Federer e Roma, storia di un amore senza lieto fine
La parola del giorno è perplessità. Non è comprensibile, al di là dell’aver vinto tutto, di essere nell’anno dei trentaquattro e le solite cose, come un atleta come Federer (non giocatore di tennis, ma proprio sportivo in generale) si sia capovolto non appena abbia assaggiato il mattone tritato, come i bambini che bagnano il piedino per sentire se è fredda. Un apparente rifiuto di lottare su quella che può essere considerata la sua minore alleata (maiorchini mancini dell’87 a parte) in carriera, che potrebbe compromettere un ottimo avvio di 2015: due Master 1000 sulla terra, un solo match vinto. Il Roland Garros fa ciao con la mano, Roma o non Roma?
Siamo quasi a metà stagione, la sua sterminata bacheca ha già aggiunto tre pezzi d’argenteria (Brisbane in cui ha vinto la sua millesima partita da pro, Dubai e Istanbul), a cui si aggiunge la bellissima finale di Indian Wells persa in tre set contro il mistero Djokovic: ci sarebbero i presupposti per un ultimo (?) assalto alla diligenza parigina, eppure in campo Federer sembra quasi svogliato, come se non volesse perdere tempo a combattere, almeno sulla terra rossa. A Montecarlo, e lo abbiamo visto di persona, aveva problemi a giocare due colpi di seguito più in là del quadrato del servizio; in Turchia ci mancavano solo il pranzo al sacco e lo zainetto con la cartina geografica, e comunque la gita dorata si è conclusa con l’unico risultato che ha evitato di gridare del tutto allo scandalo, con brivido finale in un tiebreak dove ha tirato fuori un paio di cosette da alzarsi e andarsene (volèe bassa di rovescio a uscire negli ultimi millimetri di campo, della risposta lungolinea sul set point non so cosa altro si possa descrivere, sinceramente); a Madrid ha perso il quindicesimo incontro con match point sprecati nella sua carriera, contro il rampante e apparentemente maleducato australiano che comunque non sarà soltanto di passaggio nel circuito, con rimostranze su qualsiasi cosa gli capitasse (“we need a clown for this circus”, la perla dopo l’ennesimo overrule).
La sensazione di chi vi scrive, banale ma ormai palpabile, è che Federer non abbia più tanta voglia di sprecarsi in tornei che non siano Slam; in conferenza stampa nel Principato era senz’altro scuro in volto dopo la sconfitta, ma sembrava essere più impaziente di tornare a casa per non parlare di tennis o della sua programmazione, piuttosto che amareggiato per la figura non proprio regale contro Monfils.

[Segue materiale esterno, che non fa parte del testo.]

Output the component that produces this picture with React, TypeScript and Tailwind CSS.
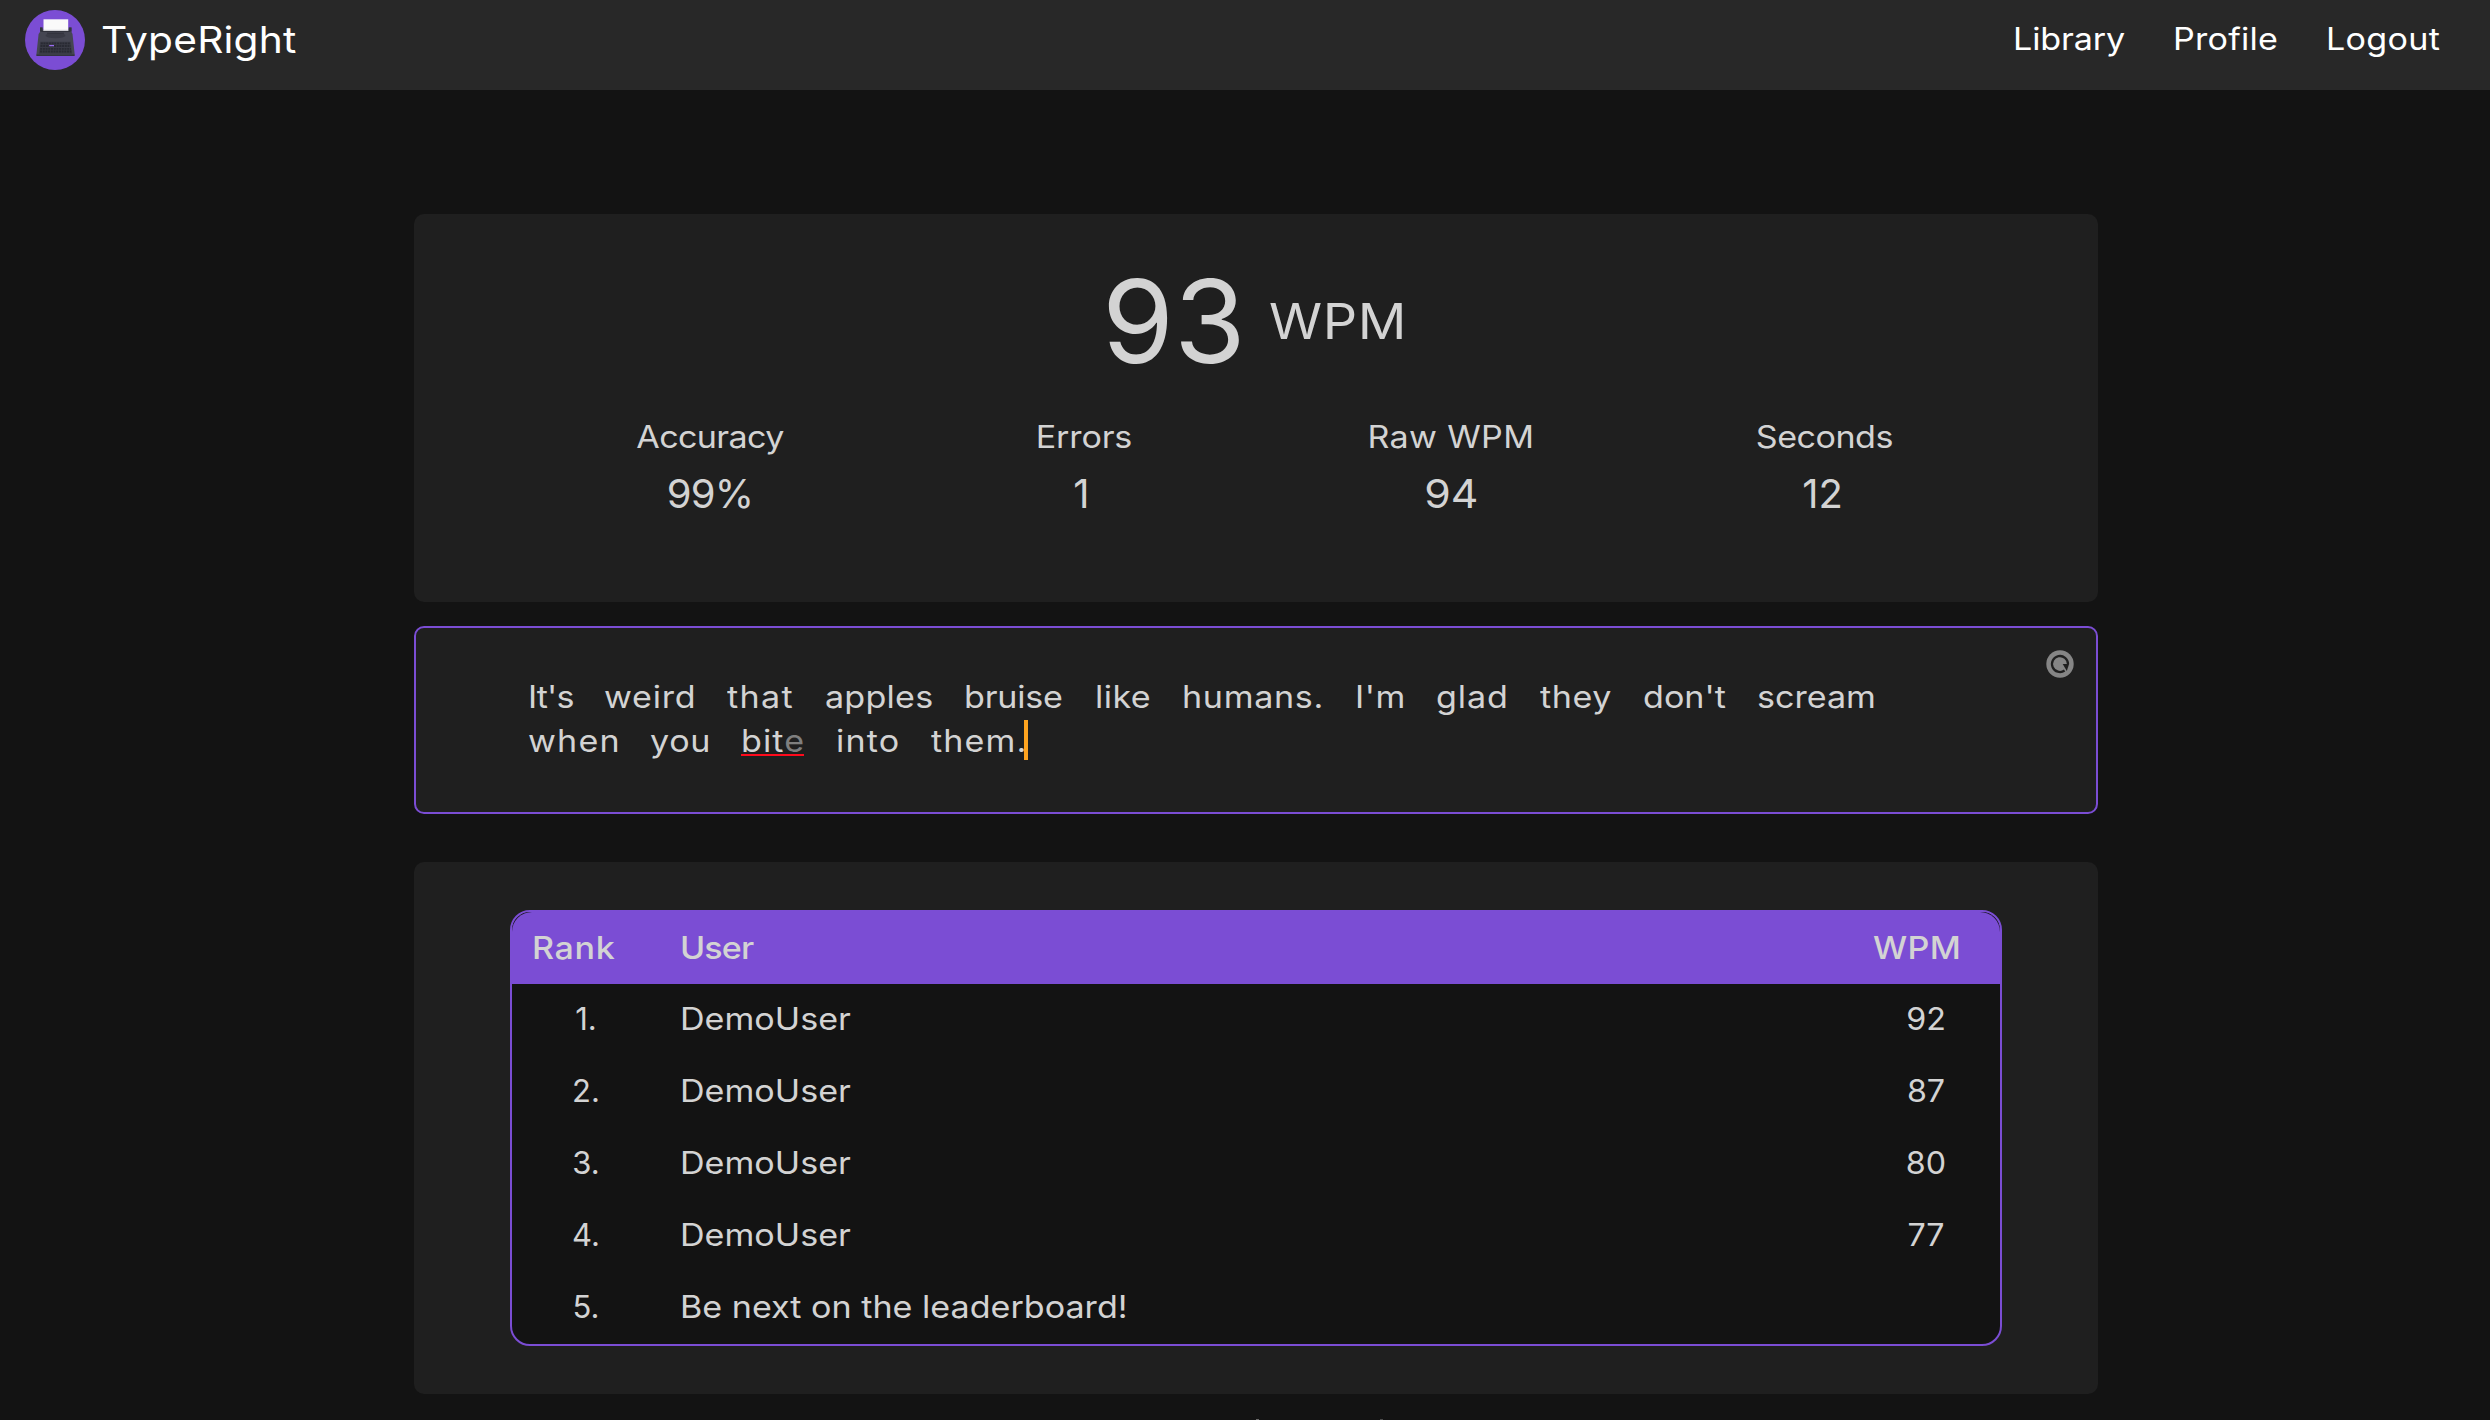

Ma che senso avrebbe trascinarsi in giro per il tour, in attesa degli appuntamenti più importanti, senza sfruttare tutte le opportunità di rodarsi e comunque fare punti per una chimerica rincorsa al numero uno del ranking (punti e partite eh, perché ho come l’impressione che i soldi non siano esattamente un problema)? Roma adesso potrebbe presentarsi come un trampolino interessante in vista del Roland Garros: stracotto l’argomento di “uno dei pochissimi tornei mai vinti dallo svizzero”, piuttosto Federer potrebbe pensare di non disertare la Capitale per evitare di arrivare allo Slam francese con appena due settimane (complessive) di terra nei calzini. Non stravolgerebbe più di tanto il suo planning, non cambierebbe superficie come quando nel 2013 scelse Amburgo e Gstaad prima della trasferta estiva negli Stati Uniti, e non avrebbe da fare chissà quante ore di volo o andare in posti scomodi: e poi testuali parole “I miei figli adorano Roma” (Leo e Lenny, un anno a testa compiuto ieri, sono amministratori di TripAdvisor, mi sembra). L’ipotetica alternativa sarebbe quella di chiudersi tra le vette svizzere a trascorrere due settimane di preparazione fisica sotto il severo sguardo di Paganini, per presentarsi allo swing sull’erba (con Halle che è diventato un 500) al top, magari inserendo il neonato torneo di Ginevra, praticamente nel cortile di casa; non sarebbe meglio un tabellone amico, un po’ di sudore in più e una bella carbonara, così da non arrivare in Francia praticamente dopo un sonno di due mesi e rischiare un’altra debacle sul Philippe Chatrier?